Data shown:
"""
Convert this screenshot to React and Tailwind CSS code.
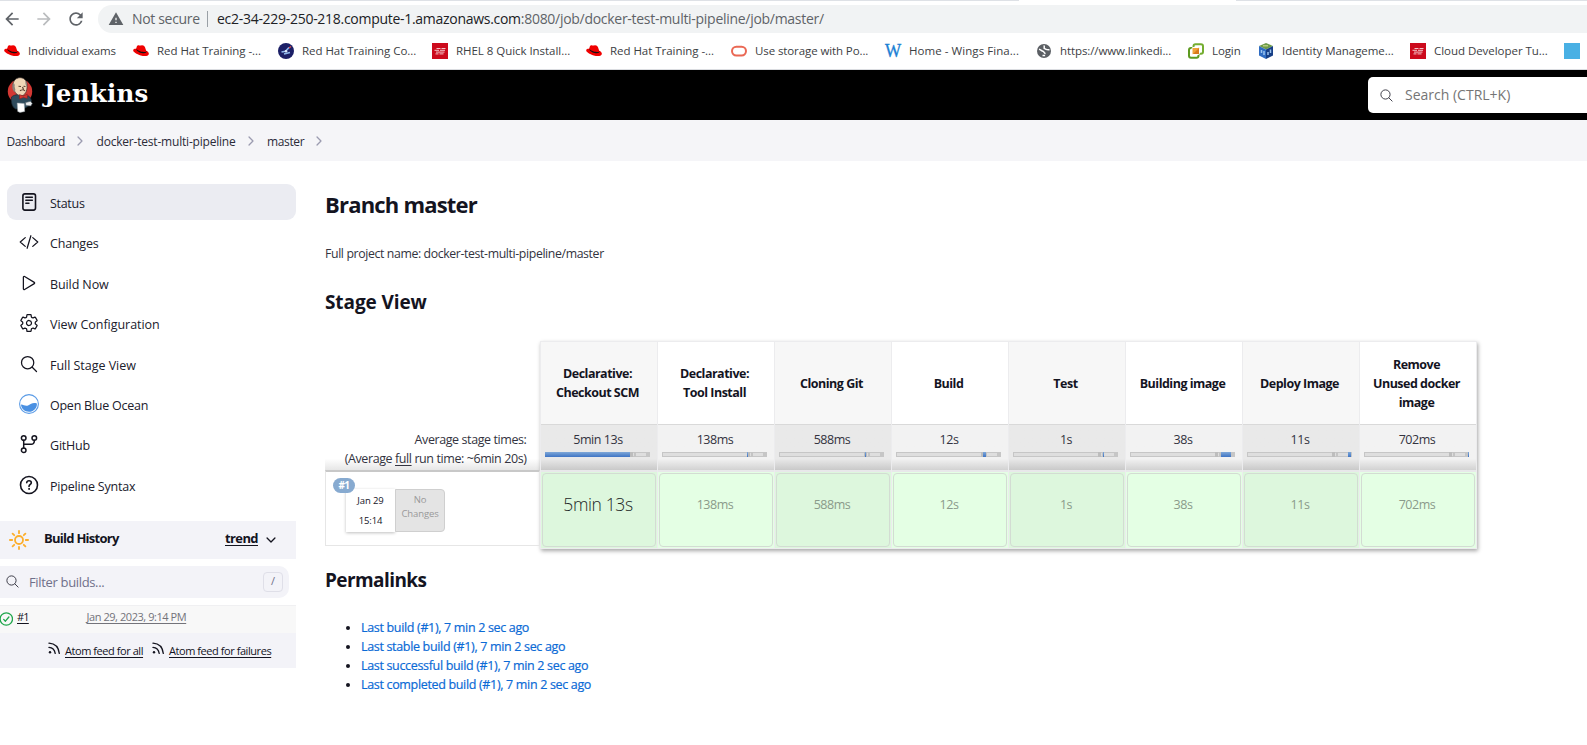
import React from "react";
import {
  IoSearchOutline, IoPlayOutline, IoSettingsOutline,
  IoChevronForward, IoChevronDown, IoCodeSlashOutline,
} from "react-icons/io5";
import { MdArrowBack, MdArrowForward, MdRefresh, MdWarning } from "react-icons/md";

const RedHat = () => (
  <svg width="16" height="16" viewBox="0 0 16 16">
    <path d="M3.6 4.2C4 2.6 4.900 2.200 6 2.400c.8.2 1.500.2 2.200 0 1.700-.4 3.200.3 3.800 1.900l1.200 3.400c1.900.8 3 2.300 2.600 3.500-.6 1.900-4.200 2.500-8 1.300C3.300 11.200-.1 8.900.2 7.100.4 5.900 1.700 5.600 3.100 5.700z" fill="#f00000" />
    <path d="M3.300 5.600c.6 2 5.200 3.900 9.100 3.300.9-.1 1-.6.9-1.100.9 1.600-.5 2.700-3.300 2.500C6.600 10 3 7.900 3.300 5.600z" fill="#111" />
  </svg>
);
const Navy = () => (
  <svg width="16" height="16" viewBox="0 0 16 16">
    <circle cx="8" cy="8" r="8" fill="#1b1f66" />
    <path d="M3.500 9l4-.8 3.500-3.700M6 11l6-1.500" stroke="#8fb8ee" strokeWidth="1.600" fill="none" />
    <path d="M11 5l2-1.500" stroke="#e8504a" strokeWidth="1.200" />
    <circle cx="8" cy="8.300" r="1.300" fill="#dbe8fa" />
  </svg>
);
const RedSquare = () => (
  <svg width="16" height="16" viewBox="0 0 16 16">
    <path d="M0 0h16v16H0z" fill="#cc0a1c" />
    <path d="M4.500 5.500h4M9.500 5.500h4M2.500 7.300h4.500M8 7.300h5M4 9.100h8.500M3.500 10.900h3M7.500 10.900h4" stroke="#f3c3c7" strokeWidth="1" />
  </svg>
);
const Oracle = () => (
  <svg width="16" height="16" viewBox="0 0 16 16">
    <rect x="1" y="3.700" width="14" height="8.800" rx="4.400" fill="none" stroke="#ea6854" strokeWidth="2" />
  </svg>
);
const Wings = () => (
  <span className="w-4 font-['Liberation_Serif',serif] text-[19px] leading-4 tracking-[-2px] text-[#1b7fd4] [-webkit-text-stroke:0.4px_#1b7fd4]"><span className="inline-block origin-left scale-x-90">W</span></span>
);
const Globe = () => (
  <svg width="16" height="16" viewBox="0 0 16 16">
    <circle cx="8" cy="8" r="7" fill="#5b5f64" />
    <path d="M3 6.200c2 .3 2.500 2 4 2.100 1.400.1.600 2.200 2.600 2.200M8.500 2.500c-1 1.500.6 1.800-.8 3.200M8 5.400c2 .6 2.300 1.800 5.500 1.300M6.500 12.500h2.600" stroke="#fff" strokeWidth="1.500" fill="none" />
  </svg>
);
const Vm = () => (
  <svg width="16" height="16" viewBox="0 0 16 16">
    <rect x="5.500" y="1.200" width="9.500" height="9.500" rx="2" fill="#fff" stroke="#74ad30" strokeWidth="2" />
    <rect x="1" y="5" width="9.500" height="9.800" rx="2" fill="none" stroke="#5d9a20" strokeWidth="2" />
    <rect x="4" y="4.500" width="7.500" height="7" rx="1" fill="#f0a23a" stroke="#fff" strokeWidth="1" />
    <path d="M5 11l6-6v6z" fill="#d97a1c" />
  </svg>
);
const Cube = () => (
  <svg width="16" height="16" viewBox="0 0 16 16">
    <path d="M8 0l7 3-7 3.500L1 3z" fill="#6d9b49" />
    <path d="M1 3l7 3.500V16l-7-3.500z" fill="#2f6cc2" />
    <path d="M15 3L8 6.500V16l7-3.500z" fill="#173f86" />
    <path d="M3.500 7v3M6 8v4M10 9v3M12.500 6.500V10" stroke="#9cc4f0" strokeWidth="1.500" />
    <path d="M5 2.800h5" stroke="#c9d98a" strokeWidth="1.200" />
  </svg>
);
const BlueSquare = () => <span className="h-4 w-4 shrink-0 bg-[#49b0e4]" />;

const bookmarks = [
  [RedHat, "Individual exams", "w-[129px]", "tracking-[-0.15px]"],
  [RedHat, "Red Hat Training -...", "w-[145px]", "tracking-[-0.04px]"],
  [Navy, "Red Hat Training Co...", "w-[154px]", "tracking-[-0.05px]"],
  [RedSquare, "RHEL 8 Quick Install...", "w-[154px]", "tracking-[-0.04px]"],
  [RedHat, "Red Hat Training -...", "w-[145px]", "tracking-[-0.04px]"],
  [Oracle, "Use storage with Po...", "w-[154px]", "tracking-[-0.1px]"],
  [Wings, "Home - Wings Fina...", "w-[151px]", "tracking-[0.06px]"],
  [Globe, "https://www.linkedi...", "w-[152px]", "tracking-[-0.1px]"],
  [Vm, "Login", "w-[70px]", "tracking-[-0.1px]"],
  [Cube, "Identity Manageme...", "w-[152px]", "tracking-[-0.05px]"],
  [RedSquare, "Cloud Developer Tu...", "w-[154px]", "tracking-[-0.04px]"],
  [BlueSquare, "", "w-4", ""],
];

const Mascot = () => (
  <svg width="26" height="36" viewBox="0 0 26 36" className="shrink-0">
    <circle cx="13" cy="14.500" r="12.200" fill="#d33833" />
    <path d="M4.500 20c2-1.800 4-2 6.500-2.500l6 2 4.500-.5c1.800 1 2.500 3 3 5l-3 5-5 3H8.500c-3.500-2-4.500-7-4-12z" fill="#2f4b5c" stroke="#1a2a33" strokeWidth=".7" />
    <path d="M6 7C7 2.500 10 .5 13.500.7c4.500.3 6.800 4 6.600 8.500 0 5-2 9.300-6.100 9.600C9.500 18.500 6 14 6 7z" fill="#f0d6b7" stroke="#3b3431" strokeWidth=".7" />
    <path d="M6.100 6c1.500.3 1.900 1.800 1.500 3.500l.8 3.500-1 2C5.300 13 4.700 8.500 6.100 6zM18.300 3.500c2.100 2.500 1.900 5.500 1.400 6.500l-1.200-3z" fill="#8b847c" />
    <path d="M11.500 9.300l2.500.2M16.500 9.300l2 .2M15.500 10l1 2.500M13 13.700c1.500-1 4-.8 5 .2" stroke="#5a4032" strokeWidth="1.100" fill="none" />
    <path d="M12.500 17.500l3.800 1.500 4-1.800v4.200l-4-1-3.800 1.600z" fill="#d33833" stroke="#7f1d1a" strokeWidth=".5" />
    <path d="M10.200 26l7 .5.500 8-4.700.9-2.300-1z" fill="#fff" stroke="#9aa5ab" strokeWidth=".5" />
    <path d="M18.500 25.500l5-1.200 1.800 2.200-1.500 2.500-5-.5z" fill="#e9ebec" stroke="#4b5963" strokeWidth=".6" />
  </svg>
);

const Details = () => (
  <svg width="20" height="20" viewBox="0 0 20 20" fill="none" stroke="#14141f" strokeLinecap="round">
    <rect x="3.900" y="1.900" width="12.600" height="16.200" rx="2" strokeWidth="1.600" />
    <path d="M6.800 5.300h6.600M6.800 8.300h6.600M6.800 11.300h3.200" strokeWidth="1.400" />
  </svg>
);
const Ocean = () => (
  <svg width="20" height="20" viewBox="0 0 20 20">
    <circle cx="10" cy="10" r="9.400" fill="#fff" stroke="#5a9be6" strokeWidth="1.100" />
    <path d="M2 10.500c3 .2 4.500 2.200 7.500.7 2.500-1.500 4.500-3.200 8.400-1.800.4 4.500-3.200 8.300-7.900 8.300S2.200 14.500 2 10.500z" fill="#4a90e2" />
  </svg>
);
const Branch = () => (
  <svg width="20" height="20" viewBox="0 0 20 20" fill="none" stroke="#14141f" strokeWidth="1.500" strokeLinecap="round">
    <circle cx="4.700" cy="4" r="2.300" />
    <circle cx="15.300" cy="4" r="2.300" />
    <circle cx="4.700" cy="16.200" r="2.300" />
    <path d="M4.700 6.300v7.600M15.300 6.300v1a3 3 0 0 1-3 3H4.700" />
  </svg>
);
const Help = () => (
  <svg width="20" height="20" viewBox="0 0 20 20" fill="none" stroke="#14141f" strokeWidth="1.600" strokeLinecap="round" strokeLinejoin="round">
    <circle cx="10" cy="10" r="8.500" />
    <path d="M7.700 7.700c.2-1.500 1.200-2 2.300-2 1.300 0 2.300.8 2.300 2 0 1.700-2.300 1.800-2.300 3.800" />
    <circle cx="10" cy="13.900" r=".5" fill="#14141f" strokeWidth="1" />
  </svg>
);
const Sun = () => (
  <svg width="20" height="20" viewBox="0 0 20 20" fill="none" stroke="#fcae2c" strokeWidth="1.800" strokeLinecap="round">
    <circle cx="10" cy="10" r="4" />
    <path d="M10 .9v2.300M10 16.800v2.300M.9 10h2.300M16.800 10h2.300M3.600 3.600l1.600 1.600M14.800 14.800l1.600 1.600M3.600 16.400l1.600-1.600M14.800 5.200l1.600-1.600" />
  </svg>
);
const Success = () => (
  <svg width="14" height="14" viewBox="0 0 14 14" fill="none" stroke="#1ea64b" strokeWidth="1.300" strokeLinecap="round" strokeLinejoin="round" className="-ml-px mt-[3px] shrink-0">
    <circle cx="7.300" cy="7" r="6.200" />
    <path d="M4.700 7.400l1.700 1.800 3.500-4.200" />
  </svg>
);
const Rss = () => (
  <svg width="12" height="13" viewBox="0 0 12 13" fill="none" stroke="#14141f" strokeWidth="1.300" strokeLinecap="round" className="mb-[3px] shrink-0">
    <circle cx="2" cy="10.300" r="1.200" fill="#14141f" stroke="none" />
    <path d="M1 5.400c3.600.3 5.600 2.600 6.200 6M1 1.100c6 .4 9.700 4.400 10.300 10.300" />
  </svg>
);

const tasks = [
  [Details, "Status", "tracking-[-0.3px]"],
  [IoCodeSlashOutline, "Changes", "tracking-[-0.2px]"],
  [IoPlayOutline, "Build Now", "tracking-[-0.1px]"],
  [IoSettingsOutline, "View Configuration", "tracking-[-0.03px]"],
  [IoSearchOutline, "Full Stage View", "tracking-[-0.03px]"],
  [Ocean, "Open Blue Ocean", "tracking-[-0.25px]"],
  [Branch, "GitHub", "tracking-[-0.2px]"],
  [Help, "Pipeline Syntax", "tracking-[-0.2px]"],
];

// left and width of each stage's share of the full run, in pixels of a 105px bar
const stages = [
  [["Declarative:", "Checkout SCM"], "5min 13s", 0, 85],
  [["Declarative:", "Tool Install"], "138ms", 85, 1],
  [["Cloning Git"], "588ms", 86, 1],
  [["Build"], "12s", 87, 3],
  [["Test"], "1s", 90, 1],
  [["Building image"], "38s", 91, 10],
  [["Deploy Image"], "11s", 101, 3],
  [["Remove", "Unused docker", "image"], "702ms", 104, 1],
];

function Bar({ left, width }) {
  return (
    <div className="relative ml-1 h-[5px] w-[105px] self-start border border-[#c6c6c6] bg-[#dedede]">
      <div className="absolute -top-px left-[84px] h-[5px] w-[3px] bg-[#bdbdbd]" />
      <div className="absolute -top-px left-[88px] h-[5px] w-[2px] bg-[#c4c4c4]" />
      <div className="absolute -top-px left-[100px] h-[5px] w-[4px] bg-[#c6c6c6]" />
      <div className="absolute -top-px h-[5px] bg-gradient-to-b from-[#7fa8d8] to-[#3f74c4]" style={{ left: left - 1, width }} />
    </div>
  );
}

function Stage({ stage, index }) {
  const [name, time, left, width] = stage;
  const odd = index % 2 === 0;
  return (
    <div className="flex w-[117px] flex-col border-r border-[#ececee]">
      <div className={"flex h-[82px] flex-col items-center justify-center pr-0.5 text-[12.500px] font-bold leading-[19px] tracking-[-0.5px] text-[#14141f] " + (odd ? "bg-[#f7f7f7]" : "bg-white")}>
        {name.map((l) => <span key={l}>{l}</span>)}
      </div>
      <div className={"flex h-[46px] flex-col items-center border-t border-[#d9d9d9] pt-[6px] text-[12.500px] leading-[18px] tracking-[-0.45px] text-[#333340] bg-gradient-to-b " + (odd ? "from-[#e9e9e9] from-75% to-[#c9c9c9]" : "from-[#f2f2f2] from-75% to-[#d2d2d2]")}>
        <span className="mb-[3px] mr-px">{time}</span>
        <Bar left={left} width={width} />
      </div>
      <div className={"flex h-[78px] border-t-2 border-[#e8e8ea] px-px pt-px pb-px " + (odd ? "bg-[#ddf7dd]" : "bg-[#e4ffe4]")}>
        <div className={"flex flex-1 items-center justify-center rounded-[4px] border border-[#d3dcd3] pr-px " + (index === 0 ? "pb-[11px] text-[17.500px] font-light tracking-[-0.38px] text-[#1c2626]" : "pb-[10px] text-[12.500px] tracking-[-0.45px] text-[#8a9a8a]")}>
          {time}
        </div>
      </div>
    </div>
  );
}

const links = ["Last build (#1), 7 min 2 sec ago", "Last stable build (#1), 7 min 2 sec ago", "Last successful build (#1), 7 min 2 sec ago", "Last completed build (#1), 7 min 2 sec ago"];

export default function App() {
  return (
    <div className="flex h-[745px] w-[1587px] flex-col overflow-hidden bg-white font-['Open_Sans','Noto_Sans',sans-serif] text-[#14141f]">
      <div className="flex h-px shrink-0 justify-between">
        <div className="w-[1019px] bg-[#dee1e6]" />
        <div className="w-[351px] bg-[#dee1e6]" />
      </div>
      <div className="flex h-9 shrink-0 items-center pl-1 text-[#5f6368]">
        <MdArrowBack className="-ml-0.5 mr-3 h-5 w-5" />
        <MdArrowForward className="mr-3 h-5 w-5 text-[#babcbe]" />
        <MdRefresh className="mr-3 h-5 w-5" />
        <div className="flex h-7 flex-1 items-center rounded-l-full bg-[#f1f3f4] pl-[10px] text-[14px]">
          <MdWarning className="mr-[8px] h-4 w-4" />
          <span className="mb-px w-[75px] whitespace-nowrap tracking-[-0.33px]">Not secure</span>
          <span className="mr-[9px] h-4 w-px bg-[#9aa0a6]" />
          <span className="mb-px whitespace-nowrap tracking-[-0.285px]"><span className="text-[#202124]">ec2-34-229-250-218.compute-1.amazonaws.com</span>:8080/job/docker-test-multi-pipeline/job/master/</span>
        </div>
      </div>
      <div className="flex h-[33px] shrink-0 items-center border-b border-[#dadce0] pb-1 pl-1 text-[11.500px] text-[#3c4043]">
        {bookmarks.map(([Icon, label, w, tr], i) => (
          <div key={i} className={"flex shrink-0 items-center gap-2 whitespace-nowrap " + w}>
            <Icon /><span className={tr}>{label}</span>
          </div>
        ))}
      </div>

      <header className="flex h-[50px] shrink-0 items-center justify-between bg-black pl-[7px]">
        <div className="flex items-center gap-[11px]">
          <Mascot />
          <span className="mb-px font-['DejaVu_Serif',serif] text-[24.500px] font-bold leading-none tracking-[0.25px] text-white">Jenkins</span>
        </div>
        <div className="flex h-9 w-[219px] items-center rounded-l-[5px] bg-white pl-[11px] text-[14px] text-[#757575]">
          <IoSearchOutline className="mr-[11px] h-[15px] w-[15px] text-[#33333f]" />
          <span className="mb-px">Search (CTRL+K)</span>
        </div>
      </header>

      <nav className="flex h-[41px] shrink-0 items-center bg-[#f5f5f8] pl-[6.500px] pt-[3px] text-[12px] text-[#2b2b38]">
        <span className="w-[66.500px] tracking-[-0.38px]">Dashboard</span>
        <IoChevronForward className="mb-0.5 mr-[9.500px] h-3.5 w-3.5 text-[#9b9bb0]" />
        <span className="w-[147px] tracking-[-0.2px]">docker-test-multi-pipeline</span>
        <IoChevronForward className="mb-0.5 mr-[9.500px] h-3.5 w-3.5 text-[#9b9bb0]" />
        <span className="w-[45px] tracking-[-0.35px]">master</span>
        <IoChevronForward className="mb-0.5 h-3.5 w-3.5 text-[#9b9bb0]" />
      </nav>

      <div className="flex">
        <aside className="w-[296px] shrink-0 pt-[23px]">
          <div className="flex flex-col gap-[4.400px] pl-[7px]">
            {tasks.map(([Icon, label, tr], i) => (
              <div key={label} className={"flex h-9 items-center gap-[11px] rounded-[9px] pl-3 text-[12.500px] text-[#20202c] " + (i === 0 ? "bg-[#ebecf2]" : "")}>
                <Icon className="h-5 w-5 text-[#14141f]" />
                <span className={(i === 1 ? "mt-[3px] " : "mt-[5px] ") + tr}>{label}</span>
              </div>
            ))}
          </div>
          <div className="mt-[18px] flex h-[38px] items-center bg-[#f3f3f8] pl-[9px] text-[13px] font-bold">
            <Sun />
            <span className="mb-px ml-[15px] w-[181px] tracking-[-0.74px]">Build History</span>
            <span className="mb-px w-[39px] tracking-[-0.6px] underline underline-offset-2">trend</span>
            <IoChevronDown className="mt-px h-[14px] w-[14px]" />
          </div>
          <div className="mt-[7px] flex h-8 w-[289px] items-center rounded-r-[10px] bg-[#f3f3f8] pl-[5px] pr-[6px]">
            <IoSearchOutline className="h-[15px] w-[15px] text-[#33333f]" />
            <span className="ml-[9px] mt-[2px] flex-1 text-[13px] tracking-[-0.34px] text-[#70708a]">Filter builds...</span>
            <span className="flex h-5 w-5 items-center justify-center rounded-[4px] border border-[#dfdfe8] text-[11px] text-[#70708a]">/</span>
          </div>
          <div className="mt-[7px] flex h-[28px] items-center border-t border-[#f0f0f2] bg-[#f8f8f8] pb-[3px] text-[11px]">
            <Success />
            <span className="ml-[4px] w-[69.500px] tracking-[-0.8px] underline underline-offset-2">#1</span>
            <span className="tracking-[-0.44px] text-[#73737a] underline underline-offset-2">Jan 29, 2023, 9:14 PM</span>
          </div>
          <div className="flex h-[35px] items-center bg-[#f3f3f8] pl-[48px] text-[11px] tracking-[-0.44px]">
            <Rss /><span className="ml-[5px] mt-[3px] w-[87px] whitespace-nowrap underline underline-offset-2">Atom feed for all</span>
            <Rss /><span className="ml-[5px] mt-[3px] whitespace-nowrap underline underline-offset-2">Atom feed for failures</span>
          </div>
        </aside>

        <main className="flex flex-col pl-[29px]">
          <h1 className="mt-[27px] text-[22px] font-bold leading-8 tracking-[-0.8px]">Branch master</h1>
          <p className="mt-[24px] text-[12.300px] leading-5 tracking-[-0.38px] text-[#333340]">Full project name: docker-test-multi-pipeline/master</p>
          <h2 className="mt-[24px] text-[19px] font-bold leading-7 tracking-[-0.1px]">Stage View</h2>
          <div className="mt-[25px] flex">
            <div className="flex w-[214.500px] flex-col pt-[83px]">
              <div className="flex h-[46px] flex-col items-end bg-gradient-to-b from-white from-75% to-[#e6e6e6] pr-[13px] pt-[6px] text-[12.500px] leading-[19px] tracking-[-0.41px] text-[#333340]">
                <span>Average stage times:</span>
                <span>(Average <u className="underline-offset-2">full</u> run time: ~6min 20s)</span>
              </div>
              <div className="relative h-[76px] border border-t-2 border-[#e6e6e6] border-t-[#c8c8c8]">
                <div className="absolute left-[20px] top-[17px] flex h-[43px] text-center text-[9.500px] tracking-[-0.1px]">
                  <div className="w-[49px] bg-white pt-[2px] leading-5 shadow-[0_1px_3px_rgba(0,0,0,0.25)]">Jan 29<br />15:14</div>
                  <div className="w-[50px] rounded-r-[4px] border border-[#cfcfcf] bg-[#e4e4e4] pt-[3px] leading-[14px] text-[#999]">No<br />Changes</div>
                </div>
                <div className="absolute left-[7px] top-[6px] flex h-[15px] w-[22px] items-center justify-center rounded-full bg-[#87aad0] text-[10px] font-bold tracking-[-0.5px] text-white">#1</div>
              </div>
            </div>
            <div className="flex border border-r-0 border-[#ececee] shadow-[1px_2px_4px_rgba(0,0,0,0.35)]">
              {stages.map((s, i) => <Stage key={i} stage={s} index={i} />)}
            </div>
          </div>
          <h2 className="mt-[17px] text-[19px] font-bold leading-7 tracking-[-0.58px]">Permalinks</h2>
          <ul className="mt-[24px] list-disc pl-9 text-[12.500px] leading-[19px] tracking-[-0.33px]">
            {links.map((l) => <li key={l}><a className="text-[#0b6ad6] [-webkit-text-stroke:0.2px_#0b6ad6]">{l}</a></li>)}
          </ul>
        </main>
      </div>
    </div>
  );
}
"""
To do: Set the lines above down again, word for word, from the first through the one containing "MdArrowForward, MdRefresh, MdWarning"; pictures excluded.

Result for this exercise:
Convert this screenshot to React and Tailwind CSS code.
import React from "react";
import {
  IoSearchOutline, IoPlayOutline, IoSettingsOutline,
  IoChevronForward, IoChevronDown, IoCodeSlashOutline,
} from "react-icons/io5";
import { MdArrowBack, MdArrowForward, MdRefresh, MdWarning } from "react-icons/md";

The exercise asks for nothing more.